In the inertial frame we see the symmetry axis and $\vec\omega$ are precessioning with frequency $\Omega$ around $\vec L$. To me it is this precession that is seen as a wobbling (see this at 5:26).  
If we consider a homogeneous disk, $I_3=2I_1$ so $\Omega=s$. However the classic result is a wobbling of frequency $2s$. The experimental demonstration can be viewed here at 0:50. This result can be obtained by writing the angular velocity components in terms of Euler angles and then solving for $\dot\alpha$. Looking at the Euler angles it seems in fact that the revolution of the line of nodes (denoted by N in the figure bellow) corresponds to the wobbling and both periods should be equal.

So my question is: Why does not the precession rate of the angular velocity vector give exactly the frequency of wobbling? In other words, how come the precession of $\vec\omega$ is different to the line of nodes rotation.
 A: 
Why does not the precession rate of the angular velocity vector give
  exactly the frequency of wobbling? In other words, how come the
  precession of $\vec\omega$ is different to the line of nodes rotation?

Short answer: Because the precession rate $\Omega$ corresponds to the precession of $\vec\omega$ in the body frame, not in the Earth frame. The variables in the Euler equations, $I_i$, $\omega_i$ and $\tau_i$, are in the body frame.
The angular velocity of the disk has two contributions, the component $\vec\omega'$ due to the spin and the component $\vec\omega''$ due to a rotation of the inclined disc about a vertical axis. The latter corresponds to the wobbling as viewed by someone in the Earth frame. 

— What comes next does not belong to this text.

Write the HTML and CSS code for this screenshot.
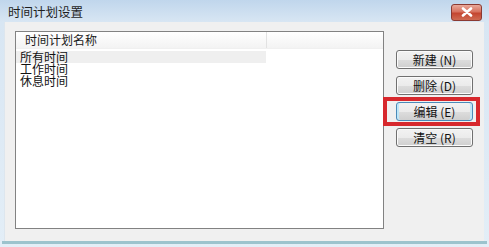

As we can see from the figure, the resultant angular velocity $\vec\omega$ is always off the symmetry axis of the disk, which means it has a non-vanishing projection in the plane of the disk (dashed line). At same time, the axes fixed in the plane of the disk, $\rho_1$ and $\rho_2$ rotates with spin $s$ (viewed by someone in the Earth frame). Hence, someone in the disk frame will see the axes fixed and the projection of $\omega$ in this plane rotating with rate $s$. That is why the precession rate equals the spin.
On the other hand, the wobbling effect is due to the non-vanishing $\vec\omega''$. A $2\pi$ rotation about the vertical line corresponds to a complete oscillation (wobbling) therefore the frequency of the wobbling is actually equal to the magnitude of $\vec\omega''$.